Besonders über seine leiblichen Eltern, die er nicht mehr persönlich kennenlernen konnte. Über sie und seinen damit verbundenen „holprigen Start“ ins Leben erzählte ihm die wiedergefundene Verwandtschaft folgende Geschichte: Sein Vater wartete 1946 mit dem Blumenstrauß vor dem Standesamt auf seine künftige Frau – Horst, damals noch Huhn, war da etwa ein Jahr alt. Wer allerdings nicht kam, war die Braut. Sie soll damals mit einem anderen Mann an ihrer Seite das Weite gesucht haben.

Tante Ida aus Spandau erbarmte sich des kleinen Horst und nahm in zunächst zu sich. Dann kam er doch ins Heim in Genthin. Warum? Sein Vater wusste von seiner Existenz nichts und sollte auch unter keinen Umständen von ihm erfahren. Aus dem Heim holten ihn die Muzalaks 1948 dann zu sich. Über seine Mutter erfuhr er noch, dass sie mit 54 Jahren früh verstorben ist. Um ihr Grab hat sich Horst Muzalak dann gekümmert und einen ordentlichen Stein aufstellen lassen.

Inzwischen kennt Horst Muzalak so ziemlich alle Huhns aus seiner Herkunftsfamilie, die noch in Genthin, Mützel, Ziesar, Magdeburg, Steinberg, Lübars, Parchen und Thüringen leben. Ob das der Halbbruder, die Halbschwester, Cousinen und Cousins, Onkel oder Tanten sind. Wobei letztere nicht selten zum Teil erheblich jünger sind als Horst selbst. Ein Verwandter kam beim Bier in der Gaststätte einmal von selbst auf ihn zu und sagte: „Hallo, ich bin Dein Halbbruder.“ Mit den einen pflegt er das neu gefundene verwandtschaftliche Verhältnis weiter, bei den anderen genügt es ihm, sie einmal kennengelernt zu haben.

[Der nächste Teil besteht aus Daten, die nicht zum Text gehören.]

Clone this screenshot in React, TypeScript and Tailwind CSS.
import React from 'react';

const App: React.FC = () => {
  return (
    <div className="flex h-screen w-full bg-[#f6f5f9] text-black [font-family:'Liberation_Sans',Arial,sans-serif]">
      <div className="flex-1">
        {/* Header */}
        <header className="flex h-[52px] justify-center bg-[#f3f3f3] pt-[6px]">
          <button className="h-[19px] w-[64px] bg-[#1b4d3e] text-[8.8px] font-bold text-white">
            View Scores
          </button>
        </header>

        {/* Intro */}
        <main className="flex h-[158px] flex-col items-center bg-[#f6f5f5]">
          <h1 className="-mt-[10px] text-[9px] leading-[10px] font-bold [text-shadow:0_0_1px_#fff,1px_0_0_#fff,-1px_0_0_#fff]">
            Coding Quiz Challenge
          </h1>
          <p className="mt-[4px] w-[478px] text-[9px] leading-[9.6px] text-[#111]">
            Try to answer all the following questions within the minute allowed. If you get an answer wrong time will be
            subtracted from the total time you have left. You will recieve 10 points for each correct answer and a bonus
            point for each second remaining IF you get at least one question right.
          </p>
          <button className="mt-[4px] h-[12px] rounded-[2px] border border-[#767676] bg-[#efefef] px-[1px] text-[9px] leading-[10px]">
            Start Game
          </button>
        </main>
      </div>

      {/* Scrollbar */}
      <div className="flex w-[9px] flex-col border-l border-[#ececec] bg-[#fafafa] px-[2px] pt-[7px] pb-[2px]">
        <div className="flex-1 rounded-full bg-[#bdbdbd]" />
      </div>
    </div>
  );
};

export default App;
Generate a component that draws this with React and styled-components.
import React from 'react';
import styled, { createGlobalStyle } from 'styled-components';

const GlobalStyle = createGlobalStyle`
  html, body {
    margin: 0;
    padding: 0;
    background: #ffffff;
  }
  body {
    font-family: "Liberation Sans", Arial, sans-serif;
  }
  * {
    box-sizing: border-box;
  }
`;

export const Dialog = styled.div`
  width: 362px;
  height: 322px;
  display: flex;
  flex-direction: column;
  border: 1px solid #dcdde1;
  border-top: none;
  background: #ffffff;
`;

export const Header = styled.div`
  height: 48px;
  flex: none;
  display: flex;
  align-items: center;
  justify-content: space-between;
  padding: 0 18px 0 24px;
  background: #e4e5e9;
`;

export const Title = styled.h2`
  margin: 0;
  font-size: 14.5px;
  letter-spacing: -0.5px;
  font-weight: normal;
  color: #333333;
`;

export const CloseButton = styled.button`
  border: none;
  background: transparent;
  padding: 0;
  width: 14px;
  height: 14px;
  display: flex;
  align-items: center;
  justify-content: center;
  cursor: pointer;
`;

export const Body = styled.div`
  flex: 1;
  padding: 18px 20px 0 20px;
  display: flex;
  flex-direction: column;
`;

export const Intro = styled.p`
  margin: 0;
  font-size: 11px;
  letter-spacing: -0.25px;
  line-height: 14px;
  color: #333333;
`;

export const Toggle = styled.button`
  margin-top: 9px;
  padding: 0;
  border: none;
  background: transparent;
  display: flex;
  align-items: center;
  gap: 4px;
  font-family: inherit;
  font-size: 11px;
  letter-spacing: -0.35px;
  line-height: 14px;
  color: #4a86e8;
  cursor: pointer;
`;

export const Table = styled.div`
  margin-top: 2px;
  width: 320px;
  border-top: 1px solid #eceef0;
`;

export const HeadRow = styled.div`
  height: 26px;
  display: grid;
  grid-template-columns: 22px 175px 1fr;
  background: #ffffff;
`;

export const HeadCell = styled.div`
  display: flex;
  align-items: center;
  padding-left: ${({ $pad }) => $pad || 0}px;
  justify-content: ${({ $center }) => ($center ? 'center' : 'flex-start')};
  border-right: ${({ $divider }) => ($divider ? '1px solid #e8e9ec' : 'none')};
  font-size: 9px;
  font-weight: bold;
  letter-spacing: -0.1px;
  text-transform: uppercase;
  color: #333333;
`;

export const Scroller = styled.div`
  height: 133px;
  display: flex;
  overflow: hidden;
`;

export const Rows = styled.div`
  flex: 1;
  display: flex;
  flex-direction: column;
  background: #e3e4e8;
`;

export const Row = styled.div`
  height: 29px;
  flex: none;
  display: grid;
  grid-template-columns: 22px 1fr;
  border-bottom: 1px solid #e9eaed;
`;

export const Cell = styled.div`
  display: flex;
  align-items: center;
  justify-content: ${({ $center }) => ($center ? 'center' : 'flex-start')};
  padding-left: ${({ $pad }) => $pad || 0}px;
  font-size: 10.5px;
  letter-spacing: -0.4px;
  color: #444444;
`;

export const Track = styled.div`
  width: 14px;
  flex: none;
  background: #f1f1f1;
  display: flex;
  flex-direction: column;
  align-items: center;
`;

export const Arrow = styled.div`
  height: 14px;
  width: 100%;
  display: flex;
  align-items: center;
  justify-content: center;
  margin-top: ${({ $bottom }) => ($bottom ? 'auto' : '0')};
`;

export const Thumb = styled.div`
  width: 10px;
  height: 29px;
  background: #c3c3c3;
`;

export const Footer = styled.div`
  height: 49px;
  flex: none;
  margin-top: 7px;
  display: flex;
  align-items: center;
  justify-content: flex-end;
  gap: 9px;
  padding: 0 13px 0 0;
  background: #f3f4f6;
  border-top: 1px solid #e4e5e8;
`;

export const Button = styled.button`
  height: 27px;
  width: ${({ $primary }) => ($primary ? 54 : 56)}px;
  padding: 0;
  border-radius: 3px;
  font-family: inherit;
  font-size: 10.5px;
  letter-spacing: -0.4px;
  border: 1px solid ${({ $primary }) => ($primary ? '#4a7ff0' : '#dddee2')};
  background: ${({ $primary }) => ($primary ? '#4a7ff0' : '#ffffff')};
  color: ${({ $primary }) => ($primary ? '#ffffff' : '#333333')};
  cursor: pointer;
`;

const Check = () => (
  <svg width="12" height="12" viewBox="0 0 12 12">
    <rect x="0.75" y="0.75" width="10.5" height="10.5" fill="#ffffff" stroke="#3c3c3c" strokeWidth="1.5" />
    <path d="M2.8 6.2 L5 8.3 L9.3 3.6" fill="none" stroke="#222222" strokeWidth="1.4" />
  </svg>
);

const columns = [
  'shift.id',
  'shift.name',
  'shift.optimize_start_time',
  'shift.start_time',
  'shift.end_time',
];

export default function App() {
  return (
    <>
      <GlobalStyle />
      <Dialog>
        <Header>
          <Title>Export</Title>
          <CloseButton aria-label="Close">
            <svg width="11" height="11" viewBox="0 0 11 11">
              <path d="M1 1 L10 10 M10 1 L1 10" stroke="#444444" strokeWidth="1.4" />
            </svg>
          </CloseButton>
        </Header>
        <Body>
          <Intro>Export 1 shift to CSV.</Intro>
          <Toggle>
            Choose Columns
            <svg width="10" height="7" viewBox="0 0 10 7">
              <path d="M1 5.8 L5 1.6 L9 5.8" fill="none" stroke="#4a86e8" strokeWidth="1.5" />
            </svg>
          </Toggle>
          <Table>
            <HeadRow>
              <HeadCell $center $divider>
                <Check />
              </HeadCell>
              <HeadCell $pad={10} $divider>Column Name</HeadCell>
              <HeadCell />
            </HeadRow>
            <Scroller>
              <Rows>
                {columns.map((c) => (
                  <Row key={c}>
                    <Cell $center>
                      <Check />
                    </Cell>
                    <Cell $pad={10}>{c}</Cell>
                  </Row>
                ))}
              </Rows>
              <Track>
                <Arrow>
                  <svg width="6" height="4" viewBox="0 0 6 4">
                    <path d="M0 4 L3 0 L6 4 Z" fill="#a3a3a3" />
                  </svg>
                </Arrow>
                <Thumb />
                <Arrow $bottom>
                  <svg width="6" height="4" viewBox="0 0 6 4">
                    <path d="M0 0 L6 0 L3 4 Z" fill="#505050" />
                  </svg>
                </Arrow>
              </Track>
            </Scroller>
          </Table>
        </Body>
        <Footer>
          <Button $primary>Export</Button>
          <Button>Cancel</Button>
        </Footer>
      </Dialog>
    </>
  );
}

Er weiß nun, dass sein Vater Pferdehändler gewesen war und ein Glasauge gehabt haben soll. Die Oma – eine geborene Stranz aus Parchen – soll in Genthin neben der Feuerwache gewohnt haben. Insgesamt zehn Kinder soll der Opa gehabt haben, Horsts Mutter war eines davon. Seine Evi, mit der er noch einmal ein spätes Glück gefunden hat, hat Horst Muzalak wo kennengelernt? 2015 beim Tanz in der Gaststätte „Eisenbahn“. Beide pflegen sie seitdem gemeinsam ihr Hobby, den Schießsport im Schützenverein. Evi ist dort amtierende Schützenkönigin. Und das Tanzen natürlich – wenn es denn nach den Corona-Ein-schränkungen endlich wieder möglich sein wird.